Here are my two favorite lines from the Blues Brothers movie.
Elwood: There’s 106 miles to Chicago, we’ve got a full tank of glass, half a pack of cigarettes, it’s dark out, and we’re wearing sunglasses.
Jake: Hit it!
As you are reading this post, I am embarking on a true road trip with the world’s coolest mom. She will be 81 in October and still has the inquisitive need to travel without plans. Like Jake and Elwood, we also have a full tank of gas but not much more. We are heading into Utah and hoping to see three or four of their great national parks. We do not have a single reservation and plan to use Google Maps to get from point to point. The point being a target that may be determined each morning, afternoon, or evening. We have no return date.
Routines are very natural and common in our lives. I have many of them, including eating the same Kashi cereal almost every day. I find the best way to disengage the autopilot and take over the aircraft is to put myself in an environment or a situation where my comfort boundaries are stretched, pulled, and shattered.
Life is filled with regimented plans, rules, and structure. While likely necessary on a macro level, they tend to suffocate at the micro and need to be demolished. Rigidity reminds me of the banks of a river. The water takes a path of least resistance and eventually flows to a predetermined destination. Is it possible that our programmed routines are just like the banks and our thoughts flow unchallenged like water down a stream?
If you think that routines do not dominate your life, take a personal inventory of a few items. Do you ever by choice drive a different route to work? Do you ever order a different entree at your most frequented restaurant? Other than seasonal fruits or vegetables, do any new items ever make it into your grocery cart? Can you even remember the last time you had sex in a different room?

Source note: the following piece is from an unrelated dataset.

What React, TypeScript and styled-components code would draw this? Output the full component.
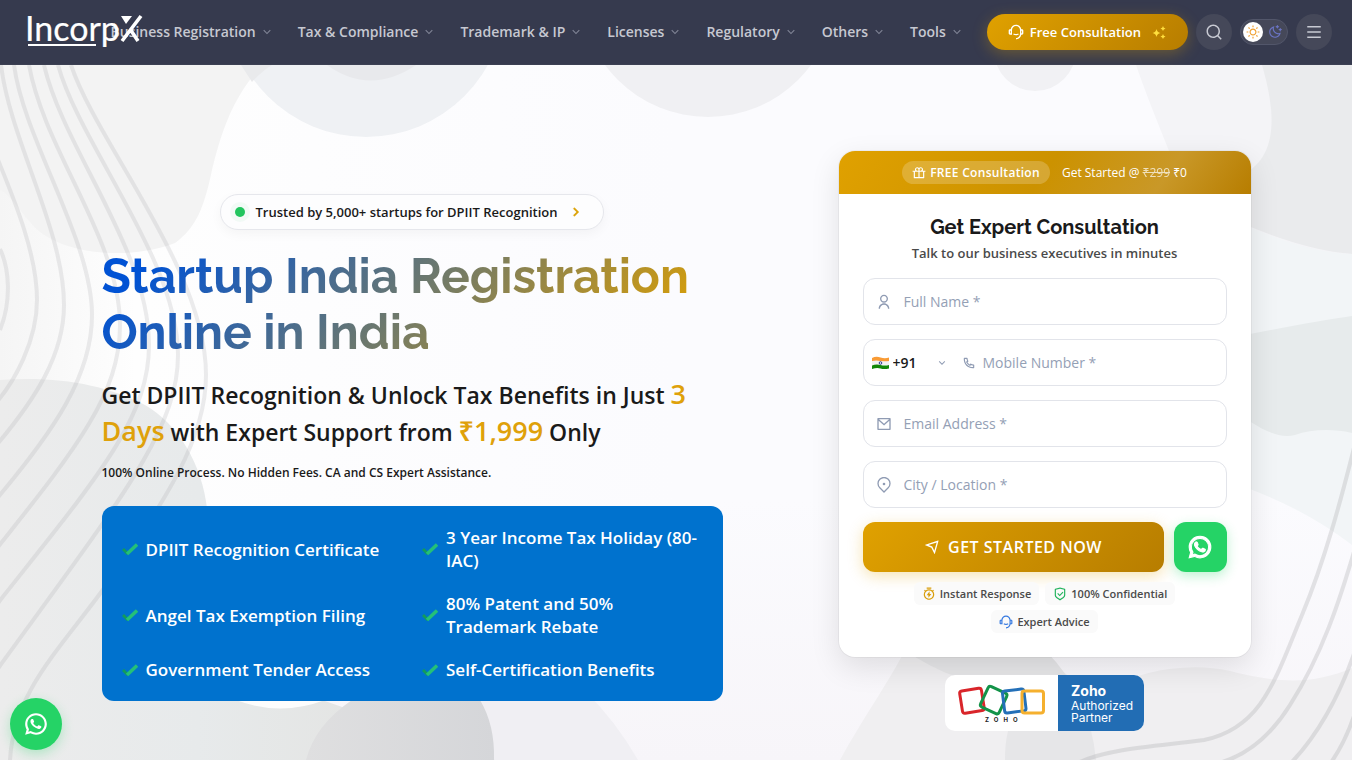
import React from "react";
import styled, { createGlobalStyle } from "styled-components";
import {
  RiArrowDownSLine,
  RiArrowRightSLine,
  RiCustomerService2Line,
  RiGiftLine,
  RiMailLine,
  RiMenuLine,
  RiMoonClearLine,
  RiPhoneLine,
  RiSearchLine,
  RiSendPlaneLine,
  RiShieldCheckLine,
  RiSunLine,
  RiTimerFlashLine,
  RiUserLine,
  RiWhatsappLine,
} from "react-icons/ri";

const GlobalStyle = createGlobalStyle`
  *, *::before, *::after { box-sizing: border-box; }
  body {
    margin: 0;
    background: #fbfbfe;
    color: #1a1a1a;
    font-family: "Open Sans", "Noto Sans", sans-serif;
  }
  button, input, select { font: inherit; }
`;

const Header = styled.header`
  position: relative;
  z-index: 2;
  display: flex;
  align-items: center;
  height: 65px;
  padding: 0 20px;
  border-bottom: 1px solid #3c4053;
  background: #363a4e;
`;

const LogoLink = styled.a`
  position: relative;
  z-index: 1;
  flex: 1 1 0;
  min-width: 0;
  height: 40px;
`;

const LogoArt = styled.svg`
  display: block;
  width: 128px;
  height: 40px;
  margin-left: 4px;
  overflow: visible;
`;

const Nav = styled.nav`
  display: flex;
  align-items: center;
  margin-right: 11px;
`;

const NavLink = styled.a`
  display: flex;
  align-items: center;
  gap: 4px;
  padding: 8px 12px;
  color: #c6c8d1;
  font-size: 14px;
  font-weight: 600;
  line-height: 20px;
  text-decoration: none;
  white-space: nowrap;

  svg { color: #7f8394; }
`;

const Actions = styled.div`
  display: flex;
  align-items: center;
  gap: 8px;
`;

const ConsultButton = styled.button`
  display: flex;
  align-items: center;
  gap: 6px;
  height: 36px;
  padding: 0 21px;
  border: 0;
  border-radius: 18px;
  background: linear-gradient(135deg, #e0a100, #b77d00);
  box-shadow: 0 4px 15px rgba(224, 161, 0, 0.3);
  color: #fff;
  font-size: 13px;
  font-weight: 600;
  white-space: nowrap;
`;

const Sparkles = styled.svg`
  margin-left: 4px;
`;

const RoundButton = styled.button`
  display: grid;
  place-items: center;
  width: 36px;
  height: 36px;
  padding: 0;
  border: 0;
  border-radius: 50%;
  background: #454859;
  color: #c8cad3;
`;

const ThemeToggle = styled.button`
  display: flex;
  align-items: center;
  justify-content: space-between;
  width: 48px;
  height: 26px;
  padding: 0 5px 0 2px;
  border: 1px solid #52566a;
  border-radius: 13px;
  background: #454859;
  color: #6a74c4;
`;

const ToggleKnob = styled.span`
  display: grid;
  place-items: center;
  width: 20px;
  height: 20px;
  border-radius: 50%;
  background: #fff;
  color: #f0a030;
`;

const Hero = styled.main`
  position: relative;
  min-height: calc(100vh - 65px);
  overflow: hidden;
  padding: 86px 24px 28px;
`;

const Backdrop = styled.svg`
  position: absolute;
  inset: 0;
  width: 100%;
  height: 100%;
`;

const HeroGrid = styled.div`
  position: relative;
  display: grid;
  grid-template-columns: minmax(0, 621px) minmax(0, 412px);
  justify-content: space-between;
  max-width: 1149px;
  margin: 0 auto;
`;

const Intro = styled.div`
  padding-top: 43px;
`;

const TrustBadge = styled.a`
  display: flex;
  align-items: center;
  width: fit-content;
  height: 36px;
  margin: 0 auto 18px;
  padding: 0 19px 0 14px;
  border: 1px solid #e6e7ec;
  border-radius: 18px;
  background: #fdfdfe;
  box-shadow: 0 4px 12px rgba(0, 0, 0, 0.04);
  color: #1a1a1a;
  font-size: 13px;
  font-weight: 600;
  text-decoration: none;

  svg { margin-left: 10px; color: #dba000; stroke: currentColor; stroke-width: 1; }
`;

const Dot = styled.span`
  width: 10px;
  height: 10px;
  margin-right: 10px;
  border-radius: 50%;
  background: #22c55e;
  box-shadow: 0 0 0 5px rgba(34, 197, 94, 0.05);
`;

const Title = styled.h1`
  margin: 0;
  background: linear-gradient(135deg, #0052d4 8%, #e0a100 92%);
  background-clip: text;
  -webkit-background-clip: text;
  color: transparent;
  font-family: Raleway, Lato, sans-serif;
  font-size: 48px;
  font-weight: 700;
  line-height: 56px;
`;

const Lead = styled.p`
  margin: 17px 0 12px;
  font-size: 23px;
  font-weight: 600;
  line-height: 37px;
`;

const Highlight = styled.span`
  color: #dfa10a;
  font-size: 27px;
  line-height: 1;
`;

const Note = styled.p`
  margin: 0 0 23px;
  font-size: 12px;
  font-weight: 600;
  line-height: 20px;
`;

const Benefits = styled.ul`
  display: grid;
  grid-template-columns: 1fr 1fr;
  gap: 20px;
  margin: 0;
  padding: 20px;
  border-radius: 12px;
  background: #0072ce;
  list-style: none;
`;

const Benefit = styled.li`
  display: flex;
  align-items: center;
  gap: 8px;
  color: #fff;
  font-size: 17px;
  font-weight: 600;
  line-height: 23px;

  svg { flex: none; }
`;

const Aside = styled.div`
  display: flex;
  flex-direction: column;
  align-items: center;
  gap: 18px;
`;

const Card = styled.section`
  width: 100%;
  overflow: hidden;
  border-radius: 16px;
  background: #fff;
  box-shadow: 0 0 0 1px rgba(0, 0, 0, 0.04), 0 10px 30px rgba(0, 0, 0, 0.11);
`;

const Offer = styled.div`
  display: flex;
  align-items: center;
  justify-content: center;
  gap: 12px;
  height: 43px;
  background: linear-gradient(125deg, #e0a100 0%, #cc9200 50%, #c99828 78%, #b77d00 100%);
  color: #fff;
  font-size: 12px;
`;

const OfferPill = styled.span`
  display: flex;
  align-items: center;
  gap: 4px;
  height: 23px;
  padding: 0 10px;
  border-radius: 12px;
  background: rgba(255, 255, 255, 0.2);
  font-weight: 600;
  letter-spacing: 0.3px;
`;

const OldPrice = styled.s`
  opacity: 0.7;
`;

const Form = styled.form`
  display: flex;
  flex-direction: column;
  gap: 14px;
  padding: 19px 24px 24px;
`;

const FormHead = styled.div`
  padding-bottom: 1px;
  text-align: center;
`;

const FormTitle = styled.h2`
  margin: 0;
  font-family: Raleway, Lato, sans-serif;
  font-size: 20px;
  font-weight: 700;
  line-height: 28px;
`;

const FormHint = styled.p`
  margin: 2px 0 0;
  color: #4a4a4a;
  font-size: 13px;
  font-weight: 600;
  line-height: 20px;
`;

const Field = styled.div<{ $phone?: boolean }>`
  display: flex;
  align-items: center;
  gap: ${(p) => (p.$phone ? "7px" : "12px")};
  height: 47px;
  padding: 0 ${(p) => (p.$phone ? "8px" : "12px")};
  border: 1px solid #e2e4ea;
  border-radius: 12px;
  background: #fff;
  color: #8f9bb3;

  > svg { flex: none; }
`;

const TextInput = styled.input`
  flex: 1;
  min-width: 0;
  padding: 0;
  border: 0;
  outline: 0;
  background: transparent;
  color: #1a1a1a;
  font-size: 14px;

  &::placeholder { color: #94a0b5; opacity: 1; }
`;

const CodePicker = styled.div`
  display: flex;
  align-items: center;
  gap: 4px;
  width: 76px;
  margin-right: 7px;
`;

const CodeSelect = styled.select`
  flex: 1;
  min-width: 0;
  padding: 0;
  border: 0;
  appearance: none;
  background: transparent;
  color: #1a1a1a;
  font-size: 14px;
  font-weight: 600;
`;

const SubmitRow = styled.div`
  display: flex;
  gap: 10px;
`;

const SubmitButton = styled.button`
  display: flex;
  flex: 1;
  align-items: center;
  justify-content: center;
  gap: 8px;
  height: 50px;
  border: 0;
  border-radius: 12px;
  background: linear-gradient(135deg, #e0a100, #b77d00);
  box-shadow: 0 4px 15px rgba(224, 161, 0, 0.3);
  color: #fff;
  font-size: 16px;
  font-weight: 600;
  letter-spacing: 0.5px;
`;

const WhatsappButton = styled.a`
  display: grid;
  place-items: center;
  width: 53px;
  height: 50px;
  border-radius: 12px;
  background: #25d366;
  box-shadow: 0 4px 12px rgba(37, 211, 102, 0.3);
  color: #fff;
`;

const FloatingWhatsapp = styled(WhatsappButton)`
  position: fixed;
  z-index: 3;
  bottom: 10px;
  left: 10px;
  width: 52px;
  height: 52px;
  border-radius: 50%;
`;

const Chips = styled.ul`
  display: flex;
  flex-wrap: wrap;
  justify-content: center;
  gap: 5px 6px;
  margin: -4px 40px 0;
  padding: 0;
  list-style: none;
`;

const Chip = styled.li<{ $tone: string }>`
  display: flex;
  align-items: center;
  gap: 4px;
  height: 23px;
  padding: 0 8px;
  border-radius: 6px;
  background: #fafafa;
  color: #4a4a4a;
  font-size: 11px;
  font-weight: 600;
  white-space: nowrap;

  svg { color: ${(p) => p.$tone}; }
`;

const Partner = styled.a`
  display: flex;
  height: 56px;
  overflow: hidden;
  border-radius: 10px;
  background: #fff;
  color: #fff;
  text-decoration: none;
`;

const PartnerText = styled.span`
  display: flex;
  flex-direction: column;
  justify-content: center;
  width: 86px;
  padding-left: 13px;
  background: #226db4;
  font-family: Inter, sans-serif;
  font-size: 12px;
  line-height: 12px;

  strong { margin-bottom: 2px; font-size: 14px; line-height: 15px; }
`;

const navItems = [
  "Business Registration",
  "Tax & Compliance",
  "Trademark & IP",
  "Licenses",
  "Regulatory",
  "Others",
  "Tools",
];

const benefits = [
  "DPIIT Recognition Certificate",
  "3 Year Income Tax Holiday (80-IAC)",
  "Angel Tax Exemption Filing",
  "80% Patent and 50% Trademark Rebate",
  "Government Tender Access",
  "Self-Certification Benefits",
];

const leftWaves = [
  "M0 249C9 268 12 300 0 330",
  "M-6 150C10 190 37 250 37 300C37 340 15 382 -6 405",
  "M1 65C10 140 64 230 64 305C64 355 35 400 -6 448",
  "M14 65C24 140 92 240 92 315C92 375 55 430 -6 502",
  "M29 65C44 150 120 240 120 325C120 395 75 450 -6 552",
  "M44 65C64 150 149 250 149 345C149 420 95 480 -6 608",
  "M58 65C80 145 178 260 178 355C178 430 120 500 -6 674",
  "M71 65C98 145 206 270 206 375C206 440 165 500 110 580C60 650 14 690 10 760",
];

const rightWaves = [
  "M1356 440C1341 500 1325 560 1302 615C1275 680 1262 728 1204 740C1160 746 1110 748 1080 762",
  "M1356 545C1340 600 1322 655 1290 705C1270 737 1245 757 1215 764",
  "M1356 648C1340 695 1318 735 1290 764",
  "M1356 710C1348 735 1340 750 1330 764",
];

function HeroBackdrop() {
  return (
    <Backdrop viewBox="0 65 1352 695" preserveAspectRatio="none" aria-hidden="true">
      <defs>
        <linearGradient id="edge" x1="0" x2="1" y1="0" y2="0">
          <stop offset="0" stopColor="#ececec" />
          <stop offset=".4" stopColor="#e7eaeb" />
          <stop offset=".7" stopColor="#e4e5e4" />
          <stop offset="1" stopColor="#e6e6e7" />
        </linearGradient>
        <linearGradient id="dark" x1="0" x2="1" y1="0" y2="0">
          <stop offset="0" stopColor="#dfdfe0" />
          <stop offset="1" stopColor="#d5d6d9" />
        </linearGradient>
        <linearGradient id="glow" x1="0" x2="1" y1="0" y2="0">
          <stop offset="0" stopColor="#f5f5f5" />
          <stop offset=".1" stopColor="#fefefe" />
          <stop offset=".5" stopColor="#fbfbfe" />
        </linearGradient>
        <linearGradient id="floor" x1="0" x2="0" y1="0" y2="1">
          <stop offset="0" stopColor="#f7f5f9" stopOpacity="0" />
          <stop offset="1" stopColor="#f7f5f9" />
        </linearGradient>
      </defs>
      <rect y="65" width="1352" height="695" fill="url(#glow)" />
      <rect y="500" width="1352" height="260" fill="url(#floor)" />
      <path d="M0 65H262C235 95 223 125 212 170C204 208 196 228 175 243C130 260 70 255 40 232C25 220 12 195 0 190Z" fill="#f3f3f3" />
      <circle cx="366" cy="-2" r="139" fill="#eff1f4" />
      <path d="M241 65H272Q262 71 252 82Z" fill="#e9eaec" />
      <path d="M327 65Q370 96 416 65Z" fill="#e8e9ec" />
      <circle cx="708" cy="-11" r="128" fill="#f0f0f3" />
      <circle cx="1035" cy="50" r="41" fill="#f1f1f4" />
      <path d="M1136 65H1352V330H1210C1215 240 1165 150 1136 65Z" fill="#f4f4f7" />
      <path d="M1262 65H1352V254Q1300 250 1230 218V180C1278 165 1278 120 1262 65Z" fill="#eaebed" />
      <path d="M1230 218Q1300 252 1352 254V545Q1300 505 1230 482Z" fill="#f2f5f7" />
      <path d="M1230 338Q1310 322 1352 316V433C1330 428 1310 430 1295 435C1275 440 1255 425 1230 408Z" fill="#e7ebec" />
      <path d="M430 690H584Q615 720 638 760H430Z" fill="#f0eff3" />
      <path d="M840 760C865 715 890 680 905 650H1045Q1060 680 1105 690C1140 670 1190 662 1230 671C1280 684 1315 684 1352 668V760Z" fill="#f0eff1" />
      <path d="M905 650H1045Q1090 695 1096 760H1005C1005 730 1012 705 1040 690Q960 690 905 650Z" fill="#e6e6e8" />
      <path d="M0 380C60 376 105 385 145 405C180 425 206 470 208 520L240 700Q280 716 322 700L495 760H0Z" fill="url(#edge)" />
      <path d="M236 700Q280 717 325 700Z" fill="#fdfdfd" />
      <path d="M322 700H480Q495 725 494 760H306Q315 725 352 700Z" fill="url(#dark)" />
      <g fill="none" stroke="#a9a9ad" strokeOpacity=".22" strokeWidth="4">
        {leftWaves.map((d) => <path key={d} d={d} />)}
      </g>
      <g fill="none" stroke="#a9a9ad" strokeOpacity=".3" strokeWidth="4">
        {rightWaves.map((d) => <path key={d} d={d} />)}
      </g>
    </Backdrop>
  );
}

function Logo() {
  return (
    <LogoArt viewBox="0 0 128 40" role="img" aria-label="IncorpX">
      <text x="1" y="29" fill="#fff" stroke="#fff" strokeWidth="0.200" fontFamily="Lato, sans-serif" fontSize="34">Incorp</text>
      <path d="M4 33H72" stroke="#fff" strokeWidth="2" />
      <path d="M117 4L98 29M106 17L114 29" fill="none" stroke="#fff" strokeWidth="3.600" />
      <path d="M97 4H108L102 12Z" fill="#fff" />
    </LogoArt>
  );
}

function Check() {
  return (
    <svg width="16" height="14" viewBox="0 0 16 14" aria-hidden="true">
      <path d="M1 7L6 12" stroke="#129b5c" strokeWidth="3" />
      <path d="M5 12L15 2.500" stroke="#24c078" strokeWidth="3.400" />
    </svg>
  );
}

function MapPin() {
  return (
    <svg width="16" height="16" viewBox="0 0 16 16" fill="none" stroke="currentColor" strokeWidth="1.300" aria-hidden="true">
      <path d="M8 15L3.800 10.800A6 6 0 1 1 12.200 10.800Z" />
      <circle cx="8" cy="7" r="1.300" fill="currentColor" stroke="none" />
    </svg>
  );
}

function IndiaFlag() {
  return (
    <svg width="17" height="14" viewBox="0 0 17 14" aria-hidden="true">
      <path d="M0 2Q4 0 8.500 1.500T17 1.500V5.500H0Z" fill="#f99b35" />
      <path d="M0 5Q4 4 8.500 5T17 5V9H0Z" fill="#f2f2f2" />
      <path d="M0 9.500Q4 8 8.500 9T17 9V12.500Q12 13.500 8.500 12.500T0 13Z" fill="#138808" />
      <circle cx="8.500" cy="7" r="1.300" fill="none" stroke="#2c3a8c" />
    </svg>
  );
}

function ZohoLogo() {
  return (
    <svg width="113" height="56" viewBox="0 0 113 56" role="img" aria-label="Zoho">
      <g fill="none" strokeWidth="3">
        <rect x="16" y="14.500" width="22" height="22.500" rx="2.500" stroke="#d9252a" transform="rotate(-9 27 26)" />
        <rect x="38.500" y="14" width="20.500" height="22.500" rx="2.500" stroke="#139349" transform="rotate(25 49 25)" />
        <rect x="58.500" y="15" width="21.500" height="22" rx="2.500" stroke="#2470b8" transform="rotate(-7 69 26)" />
        <rect x="77" y="16" width="21.500" height="22" rx="2.500" stroke="#f5b02e" />
      </g>
      <text x="40" y="47" fill="#222" fontFamily="Inter, sans-serif" fontSize="6" fontWeight="700" letterSpacing="5">ZOHO</text>
    </svg>
  );
}

export default function App() {
  return (
    <>
      <GlobalStyle />
      <Header>
        <LogoLink href="#home"><Logo /></LogoLink>
        <Nav aria-label="Main">
          {navItems.map((item) => (
            <NavLink href="#menu" key={item}>
              {item}
              <RiArrowDownSLine size={14} />
            </NavLink>
          ))}
        </Nav>
        <Actions>
          <ConsultButton type="button">
            <RiCustomerService2Line size={16} />
            Free Consultation
            <Sparkles width="16" height="16" viewBox="0 0 16 16" fill="#ffdf3d" aria-hidden="true">
              <path d="M5.500 5Q6.200 8.300 9.500 9Q6.200 9.700 5.500 13Q4.800 9.700 1.500 9Q4.800 8.300 5.500 5Z" />
              <path d="M12 2Q12.400 4 14.500 4.500Q12.400 5 12 7Q11.600 5 9.500 4.500Q11.600 4 12 2Z" />
              <path d="M12 10Q12.400 12 14.500 12.500Q12.400 13 12 15Q11.600 13 9.500 12.500Q11.600 12 12 10Z" />
            </Sparkles>
          </ConsultButton>
          <RoundButton type="button" aria-label="Search"><RiSearchLine size={18} /></RoundButton>
          <ThemeToggle type="button" aria-label="Toggle theme">
            <ToggleKnob><RiSunLine size={14} /></ToggleKnob>
            <RiMoonClearLine size={14} />
          </ThemeToggle>
          <RoundButton type="button" aria-label="Menu"><RiMenuLine size={18} /></RoundButton>
        </Actions>
      </Header>

      <Hero>
        <HeroBackdrop />
        <HeroGrid>
          <Intro>
            <TrustBadge href="#reviews">
              <Dot />
              Trusted by 5,000+ startups for DPIIT Recognition
              <RiArrowRightSLine size={16} />
            </TrustBadge>
            <Title>Startup India Registration Online in India</Title>
            <Lead>
              Get DPIIT Recognition &amp; Unlock Tax Benefits in Just <Highlight>3 Days</Highlight> with
              Expert Support from <Highlight>₹1,999</Highlight> Only
            </Lead>
            <Note>100% Online Process. No Hidden Fees. CA and CS Expert Assistance.</Note>
            <Benefits>
              {benefits.map((text) => (
                <Benefit key={text}>
                  <Check />
                  {text}
                </Benefit>
              ))}
            </Benefits>
          </Intro>

          <Aside>
            <Card>
              <Offer>
                <OfferPill><RiGiftLine size={14} />FREE Consultation</OfferPill>
                <span>Get Started @ <OldPrice>₹299</OldPrice> ₹0</span>
              </Offer>
              <Form>
                <FormHead>
                  <FormTitle>Get Expert Consultation</FormTitle>
                  <FormHint>Talk to our business executives in minutes</FormHint>
                </FormHead>
                <Field>
                  <RiUserLine size={16} />
                  <TextInput type="text" aria-label="Full Name" placeholder="Full Name *" />
                </Field>
                <Field $phone>
                  <CodePicker>
                    <IndiaFlag />
                    <CodeSelect aria-label="Country code" defaultValue="+91">
                      <option>+91</option>
                    </CodeSelect>
                    <RiArrowDownSLine size={12} />
                  </CodePicker>
                  <RiPhoneLine size={14} />
                  <TextInput type="tel" aria-label="Mobile Number" placeholder="Mobile Number *" />
                </Field>
                <Field>
                  <RiMailLine size={16} />
                  <TextInput type="email" aria-label="Email Address" placeholder="Email Address *" />
                </Field>
                <Field>
                  <MapPin />
                  <TextInput type="text" aria-label="City or location" placeholder="City / Location *" />
                </Field>
                <SubmitRow>
                  <SubmitButton type="button">
                    <RiSendPlaneLine size={16} />
                    GET STARTED NOW
                  </SubmitButton>
                  <WhatsappButton href="#whatsapp" aria-label="WhatsApp">
                    <RiWhatsappLine size={26} stroke="currentColor" strokeWidth={1} />
                  </WhatsappButton>
                </SubmitRow>
                <Chips>
                  <Chip $tone="#d99e0b"><RiTimerFlashLine size={14} />Instant Response</Chip>
                  <Chip $tone="#22b35e"><RiShieldCheckLine size={14} />100% Confidential</Chip>
                  <Chip $tone="#3478e0"><RiCustomerService2Line size={14} />Expert Advice</Chip>
                </Chips>
              </Form>
            </Card>
            <Partner href="#zoho">
              <ZohoLogo />
              <PartnerText>
                <strong>Zoho</strong>
                <span>Authorized</span>
                <span>Partner</span>
              </PartnerText>
            </Partner>
          </Aside>
        </HeroGrid>
      </Hero>
      <FloatingWhatsapp href="#whatsapp" aria-label="Chat on WhatsApp"><RiWhatsappLine size={26} /></FloatingWhatsapp>
    </>
  );
}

Original thoughts to not germinate is a catatonic state. A change in perspective only comes when challenge is present. A buzz saw is needed to cut through the years of accumulated barbed wire that bind the mind to yesterday’s thoughts. From 1986 until 1994, I worked for a large semiconductor company selling computer chips. Looking in the rear-view mirror, only about 10% of the customers from that era are even in business today. At the time, they were triple AAA rated public companies. They are gonzo because they kept doing it the same way day after day.
I hope to employ the following line from Jack Kerouac on this current trip, “Nothing behind me, everything ahead of me, as is ever so on the road.”